7. The control device according to claim 6, wherein the electronic control unit is configured to reduce the allowable input current value on the basis of a first degradation degree based on the usage history and a second degradation degree based on the charge/discharge history of the non-aqueous secondary battery.

8. The control device according to claim 7, wherein

the electronic control unit is configured to compare the first degradation degree with the second degradation degree,

the electronic control unit is configured to calculate a corrected degradation degree when the mutual degradation degrees deviate from each other by a predetermined value or larger, and

the electronic control unit is configured to reduce the allowable input current value based on the corrected degradation degree.

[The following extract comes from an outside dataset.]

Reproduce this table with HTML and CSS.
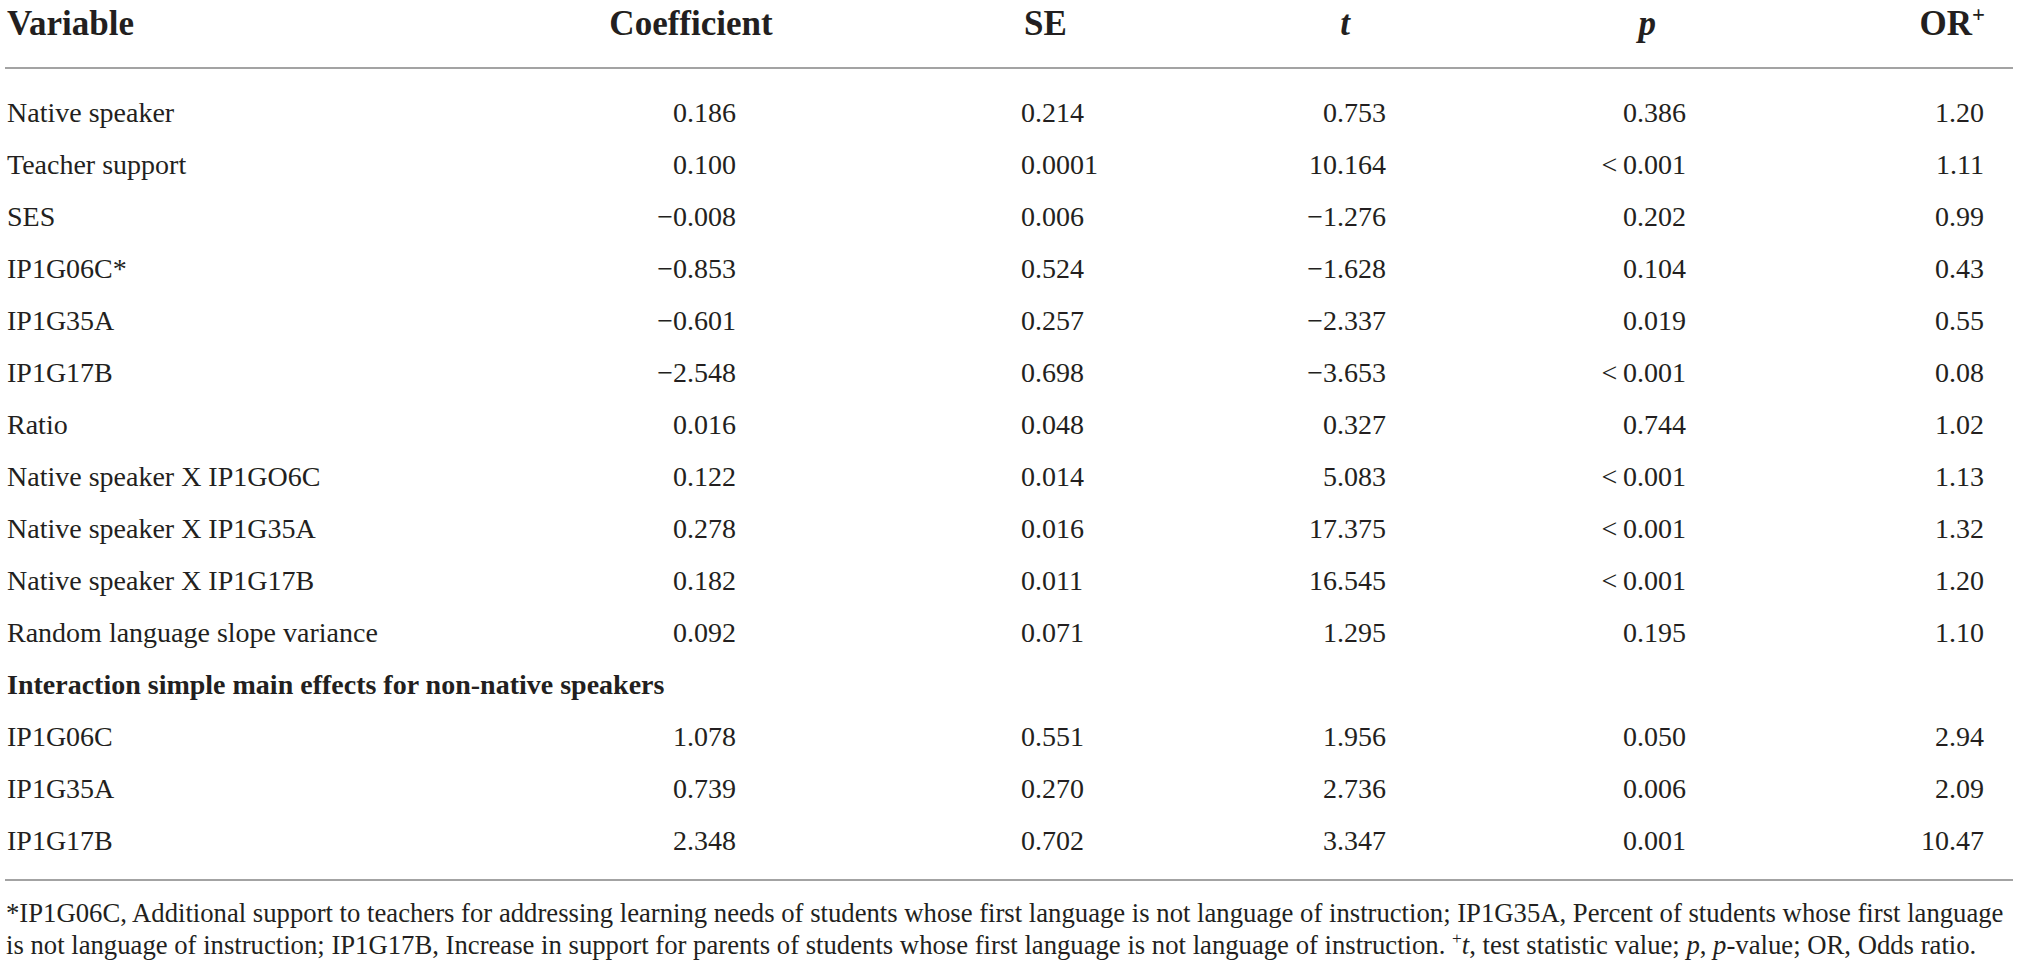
FILE: index.html
```html
<!DOCTYPE html>
<html lang="en">
<head>
  <meta charset="UTF-8">
  <meta name="viewport" content="width=device-width, initial-scale=1.0">
  <title>Table</title>
  <link rel="stylesheet" href="styles.css">
</head>
<body>
  <div class="table">
    <div class="row head">
      <div class="cell var">Variable</div>
      <div class="cell coef">Coefficient</div>
      <div class="cell se">SE</div>
      <div class="cell tval"><i>t</i></div>
      <div class="cell pval"><i>p</i></div>
      <div class="cell odds">OR<sup>+</sup></div>
    </div>

    <div class="body">
      <div class="row">
        <div class="cell var">Native speaker</div>
        <div class="cell coef">0.186</div>
        <div class="cell se">0.214</div>
        <div class="cell tval">0.753</div>
        <div class="cell pval">0.386</div>
        <div class="cell odds">1.20</div>
      </div>
      <div class="row">
        <div class="cell var">Teacher support</div>
        <div class="cell coef">0.100</div>
        <div class="cell se">0.0001</div>
        <div class="cell tval">10.164</div>
        <div class="cell pval">&lt;&#8201;0.001</div>
        <div class="cell odds">1.11</div>
      </div>
      <div class="row">
        <div class="cell var">SES</div>
        <div class="cell coef">&minus;0.008</div>
        <div class="cell se">0.006</div>
        <div class="cell tval">&minus;1.276</div>
        <div class="cell pval">0.202</div>
        <div class="cell odds">0.99</div>
      </div>
      <div class="row">
        <div class="cell var">IP1G06C*</div>
        <div class="cell coef">&minus;0.853</div>
        <div class="cell se">0.524</div>
        <div class="cell tval">&minus;1.628</div>
        <div class="cell pval">0.104</div>
        <div class="cell odds">0.43</div>
      </div>
      <div class="row">
        <div class="cell var">IP1G35A</div>
        <div class="cell coef">&minus;0.601</div>
        <div class="cell se">0.257</div>
        <div class="cell tval">&minus;2.337</div>
        <div class="cell pval">0.019</div>
        <div class="cell odds">0.55</div>
      </div>
      <div class="row">
        <div class="cell var">IP1G17B</div>
        <div class="cell coef">&minus;2.548</div>
        <div class="cell se">0.698</div>
        <div class="cell tval">&minus;3.653</div>
        <div class="cell pval">&lt;&#8201;0.001</div>
        <div class="cell odds">0.08</div>
      </div>
      <div class="row">
        <div class="cell var">Ratio</div>
        <div class="cell coef">0.016</div>
        <div class="cell se">0.048</div>
        <div class="cell tval">0.327</div>
        <div class="cell pval">0.744</div>
        <div class="cell odds">1.02</div>
      </div>
      <div class="row">
        <div class="cell var">Native speaker X IP1GO6C</div>
        <div class="cell coef">0.122</div>
        <div class="cell se">0.014</div>
        <div class="cell tval">5.083</div>
        <div class="cell pval">&lt;&#8201;0.001</div>
        <div class="cell odds">1.13</div>
      </div>
      <div class="row">
        <div class="cell var">Native speaker X IP1G35A</div>
        <div class="cell coef">0.278</div>
        <div class="cell se">0.016</div>
        <div class="cell tval">17.375</div>
        <div class="cell pval">&lt;&#8201;0.001</div>
        <div class="cell odds">1.32</div>
      </div>
      <div class="row">
        <div class="cell var">Native speaker X IP1G17B</div>
        <div class="cell coef">0.182</div>
        <div class="cell se">0.011</div>
        <div class="cell tval">16.545</div>
        <div class="cell pval">&lt;&#8201;0.001</div>
        <div class="cell odds">1.20</div>
      </div>
      <div class="row">
        <div class="cell var">Random language slope variance</div>
        <div class="cell coef">0.092</div>
        <div class="cell se">0.071</div>
        <div class="cell tval">1.295</div>
        <div class="cell pval">0.195</div>
        <div class="cell odds">1.10</div>
      </div>
      <div class="row">
        <div class="cell var group">Interaction simple main effects for non-native speakers</div>
      </div>
      <div class="row">
        <div class="cell var">IP1G06C</div>
        <div class="cell coef">1.078</div>
        <div class="cell se">0.551</div>
        <div class="cell tval">1.956</div>
        <div class="cell pval">0.050</div>
        <div class="cell odds">2.94</div>
      </div>
      <div class="row">
        <div class="cell var">IP1G35A</div>
        <div class="cell coef">0.739</div>
        <div class="cell se">0.270</div>
        <div class="cell tval">2.736</div>
        <div class="cell pval">0.006</div>
        <div class="cell odds">2.09</div>
      </div>
      <div class="row">
        <div class="cell var">IP1G17B</div>
        <div class="cell coef">2.348</div>
        <div class="cell se">0.702</div>
        <div class="cell tval">3.347</div>
        <div class="cell pval">0.001</div>
        <div class="cell odds">10.47</div>
      </div>
    </div>

    <div class="foot">
      *IP1G06C, Additional support to teachers for addressing learning needs of students whose first language is not language of instruction; IP1G35A, Percent of students whose first language<br>
      is not language of instruction; IP1G17B, Increase in support for parents of students whose first language is not language of instruction. <sup>+</sup><i>t</i>, test statistic value; <i>p</i>, <i>p</i>-value; OR, Odds ratio.
    </div>
  </div>
</body>
</html>
```

FILE: styles.css
```css
body {
  margin: 0;
  background-color: #ffffff;
  color: #231f20;
  font-family: "Liberation Serif", "Times New Roman", serif;
}
.table {
  width: 2008px;
  margin-left: 5px;
}
.row {
  display: grid;
  grid-template-columns: 555px 300px 340px 300px 300px 1fr;
  align-items: center;
  height: 52px;
  font-size: 28px;
}
.head {
  box-sizing: border-box;
  height: 69px;
  padding-bottom: 19px;
  font-size: 35px;
  font-weight: bold;
  border-bottom: 2px solid #a3a3a3;
}
.body {
  padding: 18px 0 12px;
  border-bottom: 2px solid #a3a3a3;
}
.cell {
  white-space: nowrap;
}
.var {
  padding-left: 2px;
}
.group {
  font-weight: bold;
  grid-column: 1 / 7;
}
.coef {
  text-align: right;
  padding-right: 124px;
}
.se {
  text-align: left;
  padding-left: 161px;
}
.tval {
  text-align: right;
  padding-right: 114px;
}
.pval {
  text-align: right;
  padding-right: 114px;
}
.odds {
  text-align: right;
  padding-right: 29px;
}
.head .coef {
  text-align: center;
  padding-right: 38px;
}
.head .se {
  padding-left: 164px;
}
.head .tval {
  padding-right: 150px;
}
.head .pval {
  padding-right: 144px;
}
.head .odds {
  padding-right: 28px;
}
sup {
  font-size: 65%;
  line-height: 0;
}
.foot {
  padding: 16px 0 0 1px;
  font-size: 26.7px;
  line-height: 32px;
  white-space: nowrap;
}
```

9. A control method for an electrical storage device that is charged or discharged, the control method comprising:

determining whether a usage history of the electrical storage device in a period of use is unavailable;

calculating an estimated period of use of the electrical storage device by using a full charge capacity and estimated degradation information when the usage history in the period of use is unavailable, the full charge capacity being calculated from a charge/discharge history of the electrical storage device in the period of use, and the estimated degradation information defining in advance a correlation between a period of use of the electrical storage device and a change in full charge capacity;

generating an estimated usage history in the estimated period of use based on an estimated frequency of each usage environment, the estimated frequency being defined in advance based on the estimated degradation information;

calculating the degradation degree by using the generated estimated usage history; and

controlling input/output of the electrical storage device based on the calculated degradation degree.